* Start RECORDS SHOWN *

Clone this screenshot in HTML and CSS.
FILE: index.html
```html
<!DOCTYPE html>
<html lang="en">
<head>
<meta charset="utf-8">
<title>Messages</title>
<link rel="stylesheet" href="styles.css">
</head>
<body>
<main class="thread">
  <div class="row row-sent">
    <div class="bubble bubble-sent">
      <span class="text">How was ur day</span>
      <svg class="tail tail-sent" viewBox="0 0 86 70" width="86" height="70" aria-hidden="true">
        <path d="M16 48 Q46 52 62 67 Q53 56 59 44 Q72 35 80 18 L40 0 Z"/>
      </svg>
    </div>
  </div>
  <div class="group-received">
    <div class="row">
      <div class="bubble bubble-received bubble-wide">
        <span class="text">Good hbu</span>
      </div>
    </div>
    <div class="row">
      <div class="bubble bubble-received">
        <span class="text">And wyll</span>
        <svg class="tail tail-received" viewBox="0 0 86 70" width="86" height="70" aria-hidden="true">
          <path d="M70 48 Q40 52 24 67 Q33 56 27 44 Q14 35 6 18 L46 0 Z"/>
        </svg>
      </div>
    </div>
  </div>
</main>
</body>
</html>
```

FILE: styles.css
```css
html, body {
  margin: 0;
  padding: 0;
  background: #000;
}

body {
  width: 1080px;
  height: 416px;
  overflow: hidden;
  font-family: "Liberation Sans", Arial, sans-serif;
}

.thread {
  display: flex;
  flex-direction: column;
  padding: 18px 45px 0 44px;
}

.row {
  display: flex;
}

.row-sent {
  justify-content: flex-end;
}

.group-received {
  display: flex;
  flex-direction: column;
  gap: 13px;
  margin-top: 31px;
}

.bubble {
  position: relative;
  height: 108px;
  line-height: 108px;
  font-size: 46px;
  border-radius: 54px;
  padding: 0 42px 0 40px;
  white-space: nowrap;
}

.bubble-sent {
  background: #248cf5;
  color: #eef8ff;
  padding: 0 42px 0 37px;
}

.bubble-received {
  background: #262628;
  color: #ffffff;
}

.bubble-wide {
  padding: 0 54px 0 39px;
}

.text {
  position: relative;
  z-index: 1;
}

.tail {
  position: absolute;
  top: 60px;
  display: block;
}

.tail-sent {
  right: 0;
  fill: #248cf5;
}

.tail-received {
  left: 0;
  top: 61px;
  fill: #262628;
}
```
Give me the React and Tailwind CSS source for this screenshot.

* End RECORDS SHOWN *

THE TASK: Produce an exact copy of every entry above.

SOLUTION:
Clone this screenshot in HTML and CSS.
FILE: index.html
```html
<!DOCTYPE html>
<html lang="en">
<head>
<meta charset="utf-8">
<title>Messages</title>
<link rel="stylesheet" href="styles.css">
</head>
<body>
<main class="thread">
  <div class="row row-sent">
    <div class="bubble bubble-sent">
      <span class="text">How was ur day</span>
      <svg class="tail tail-sent" viewBox="0 0 86 70" width="86" height="70" aria-hidden="true">
        <path d="M16 48 Q46 52 62 67 Q53 56 59 44 Q72 35 80 18 L40 0 Z"/>
      </svg>
    </div>
  </div>
  <div class="group-received">
    <div class="row">
      <div class="bubble bubble-received bubble-wide">
        <span class="text">Good hbu</span>
      </div>
    </div>
    <div class="row">
      <div class="bubble bubble-received">
        <span class="text">And wyll</span>
        <svg class="tail tail-received" viewBox="0 0 86 70" width="86" height="70" aria-hidden="true">
          <path d="M70 48 Q40 52 24 67 Q33 56 27 44 Q14 35 6 18 L46 0 Z"/>
        </svg>
      </div>
    </div>
  </div>
</main>
</body>
</html>
```

FILE: styles.css
```css
html, body {
  margin: 0;
  padding: 0;
  background: #000;
}

body {
  width: 1080px;
  height: 416px;
  overflow: hidden;
  font-family: "Liberation Sans", Arial, sans-serif;
}

.thread {
  display: flex;
  flex-direction: column;
  padding: 18px 45px 0 44px;
}

.row {
  display: flex;
}

.row-sent {
  justify-content: flex-end;
}

.group-received {
  display: flex;
  flex-direction: column;
  gap: 13px;
  margin-top: 31px;
}

.bubble {
  position: relative;
  height: 108px;
  line-height: 108px;
  font-size: 46px;
  border-radius: 54px;
  padding: 0 42px 0 40px;
  white-space: nowrap;
}

.bubble-sent {
  background: #248cf5;
  color: #eef8ff;
  padding: 0 42px 0 37px;
}

.bubble-received {
  background: #262628;
  color: #ffffff;
}

.bubble-wide {
  padding: 0 54px 0 39px;
}

.text {
  position: relative;
  z-index: 1;
}

.tail {
  position: absolute;
  top: 60px;
  display: block;
}

.tail-sent {
  right: 0;
  fill: #248cf5;
}

.tail-received {
  left: 0;
  top: 61px;
  fill: #262628;
}
```
Give me the React and Tailwind CSS source for this screenshot.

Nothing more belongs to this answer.